• _WHAT IS ASKED_
Within the records that follow, find every line containing the string "Tailwind". Copy those lines.

>> START GIVEN INFORMATION

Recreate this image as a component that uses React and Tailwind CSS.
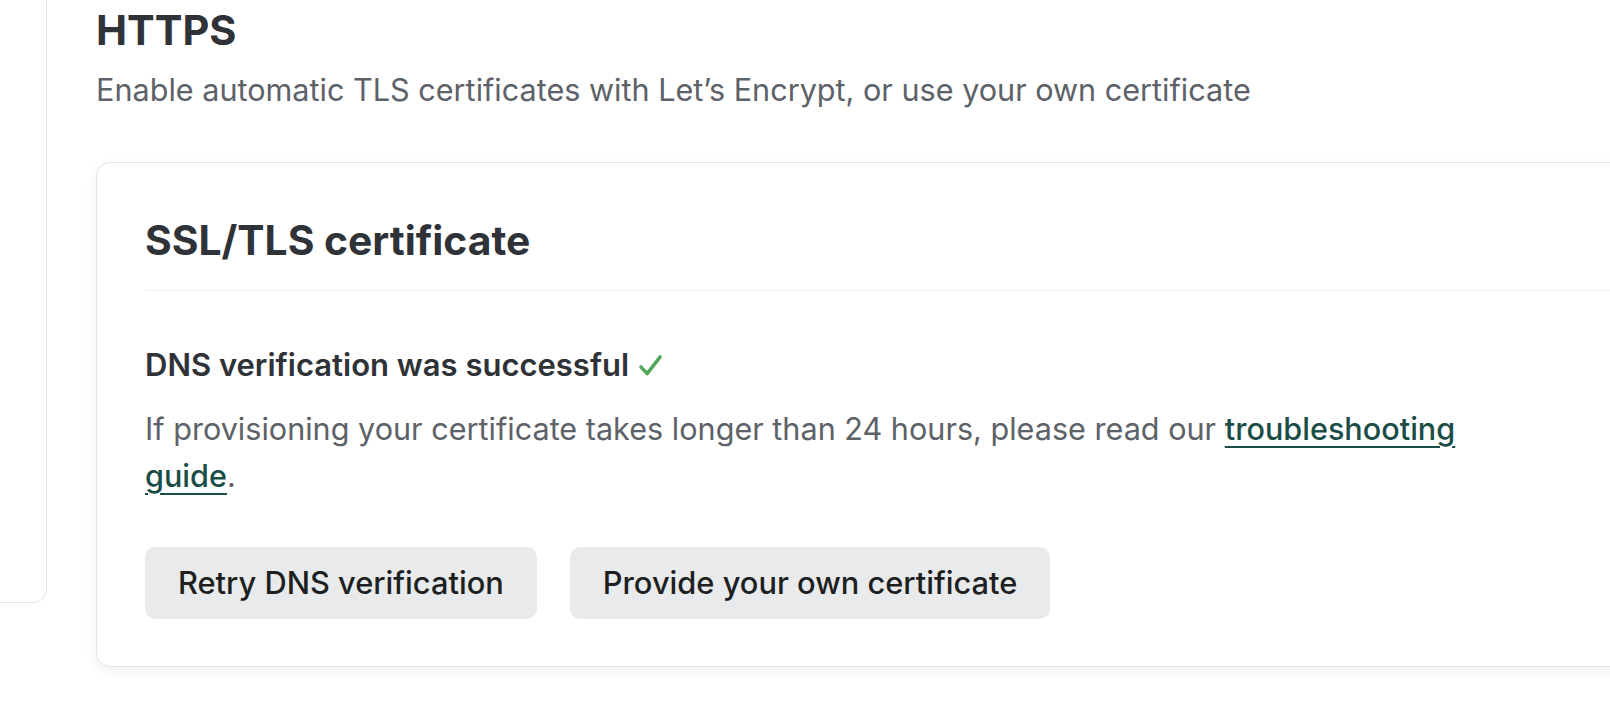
import React from 'react';

const font = "font-['Inter','Noto_Sans',sans-serif]";

const Check = () => (
  <svg viewBox="0 0 28 26" className="ml-[8px] inline-block h-[25px] w-[27px] align-[-2px]" fill="none">
    <path d="M4 14.5 L10.5 21.5 L24 4" stroke="#4fa85a" strokeWidth="3.6" strokeLinecap="round" strokeLinejoin="round" />
  </svg>
);

const App = () => {
  return (
    <div className={`flex h-[724px] w-full overflow-hidden bg-white ${font}`}>
      {/* sidebar edge */}
      <div className="h-[603px] w-[47px] shrink-0 rounded-br-[14px] border-r border-b border-[#e3e4e6] bg-white" />

      <main className="ml-[49px] w-[1600px] shrink-0 pt-[6px]">
        <h1 className="text-[41.5px] leading-[48px] font-bold text-[#2f3237]">HTTPS</h1>
        <p className="mt-[16px] text-[30.6px] leading-[40px] text-[#5d6168]">
          Enable automatic TLS certificates with Let’s Encrypt, or use your own certificate
        </p>

        {/* certificate card */}
        <section className="mt-[52px] rounded-[14px] border border-[#e4e5e7] bg-white px-[48px] pt-[53px] pb-[47px] shadow-[0_4px_14px_rgba(0,0,0,0.06)]">
          <h2 className="text-[40.8px] leading-[48px] font-bold text-[#2f3237]">SSL/TLS certificate</h2>
          <hr className="mt-[26px] border-t border-[#eeeff0]" />

          <h3 className="mt-[55px] text-[31px] leading-[38px] font-semibold text-[#2f3237]">
            DNS verification was successful
            <Check />
          </h3>
          <p className="mt-[21px] max-w-[1390px] text-[30.6px] leading-[47px] text-[#5d6168]">
            If provisioning your certificate takes longer than 24 hours, please read our{' '}
            <a href="#" className="font-medium text-[#1b4d47] underline underline-offset-[6px] decoration-2">
              troubleshooting guide
            </a>
            .
          </p>

          <div className="mt-[48px] flex gap-[33px]">
            <button className="h-[72px] rounded-[10px] bg-[#e9eaec] px-[33px] text-[30.8px] font-medium text-[#1e1f21]">
              Retry DNS verification
            </button>
            <button className="h-[72px] rounded-[10px] bg-[#e9eaec] px-[33px] text-[30.8px] font-medium text-[#1e1f21]">
              Provide your own certificate
            </button>
          </div>
        </section>
      </main>
    </div>
  );
};

export default App;
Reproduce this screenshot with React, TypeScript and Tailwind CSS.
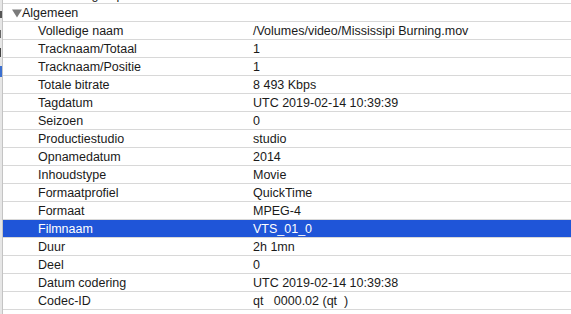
import React from "react";

type Row = { label: string; value: string; selected?: boolean };

const rows: Array<Row> = [
  { label: "Volledige naam", value: "/Volumes/video/Mississipi Burning.mov" },
  { label: "Tracknaam/Totaal", value: "1" },
  { label: "Tracknaam/Positie", value: "1" },
  { label: "Totale bitrate", value: "8 493 Kbps" },
  { label: "Tagdatum", value: "UTC 2019-02-14 10:39:39" },
  { label: "Seizoen", value: "0" },
  { label: "Productiestudio", value: "studio" },
  { label: "Opnamedatum", value: "2014" },
  { label: "Inhoudstype", value: "Movie" },
  { label: "Formaatprofiel", value: "QuickTime" },
  { label: "Formaat", value: "MPEG-4" },
  { label: "Filmnaam", value: "VTS_01_0", selected: true },
  { label: "Duur", value: "2h 1mn" },
  { label: "Deel", value: "0" },
  { label: "Datum codering", value: "UTC 2019-02-14 10:39:38" },
  { label: "Codec-ID", value: "qt   0000.02 (qt  )" },
];

const InfoRow: React.FC<Row> = ({ label, value, selected }) => {
  return (
    <div
      className={`flex h-[18px] items-center border-b pt-px border-[#d8d8d8] ${
        selected ? "bg-[#1f55d8] text-white" : "text-[#1a1a1a]"
      }`}
    >
      <span className="w-[250px] shrink-0 pl-[35px] whitespace-nowrap">{label}</span>
      <span className="whitespace-pre">{value}</span>
    </div>
  );
};

export default function App() {
  return (
    <div
      className="flex h-[314px] w-[571px] overflow-hidden bg-white text-[12.5px] leading-none"
      style={{ fontFamily: '"Liberation Sans", Arial, sans-serif' }}
    >
      {/* window behind, only its edge shows */}
      <div className="flex w-[2px] shrink-0 flex-col bg-[#e6e6e6]">
        <div className="mt-[11px] h-[7px] w-[2px] bg-[#555]" />
        <div className="mt-[12px] h-[8px] w-[1px] bg-[#666]" />
        <div className="mt-[10px] h-[9px] w-[1px] bg-[#444]" />
        <div className="mt-[9px] h-[11px] w-[2px] bg-[#3b6fd0]" />
      </div>
      <div className="w-px shrink-0 bg-[#c4c4c4]" />

      <div className="-mt-[14px] flex-1">
        <div className="flex h-[18px] items-center border-b pt-px border-[#d8d8d8] text-[#1a1a1a]">
          <span className="w-[250px] shrink-0 pl-[35px]">Alternate group</span>
          <span>1</span>
        </div>
        <div className="flex h-[18px] items-center border-b pt-px border-[#d8d8d8] text-[#1a1a1a]">
          <svg width="10" height="9" viewBox="0 0 10 9" className="ml-[9px]">
            <path d="M0 0.5 L10 0.5 L5 8.5 Z" fill="#7b7b7b" />
          </svg>
          <span>Algemeen</span>
        </div>
        {rows.map((row) => (
          <InfoRow key={row.label} {...row} />
        ))}
        <div className="h-[18px]" />
      </div>
    </div>
  );
}
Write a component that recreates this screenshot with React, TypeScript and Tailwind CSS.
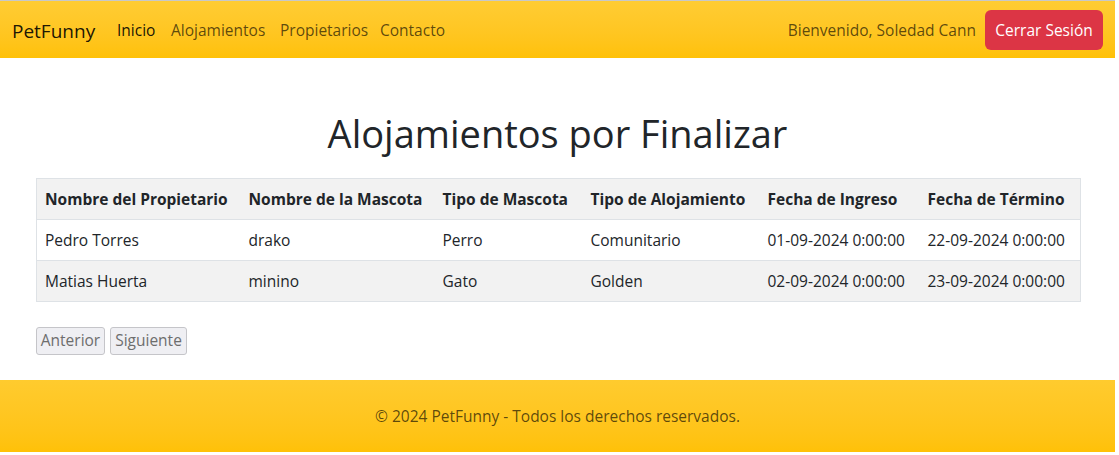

>> END GIVEN INFORMATION

• _WRITTEN ANSWER_
Recreate this image as a component that uses React and Tailwind CSS.
Reproduce this screenshot with React, TypeScript and Tailwind CSS.
Write a component that recreates this screenshot with React, TypeScript and Tailwind CSS.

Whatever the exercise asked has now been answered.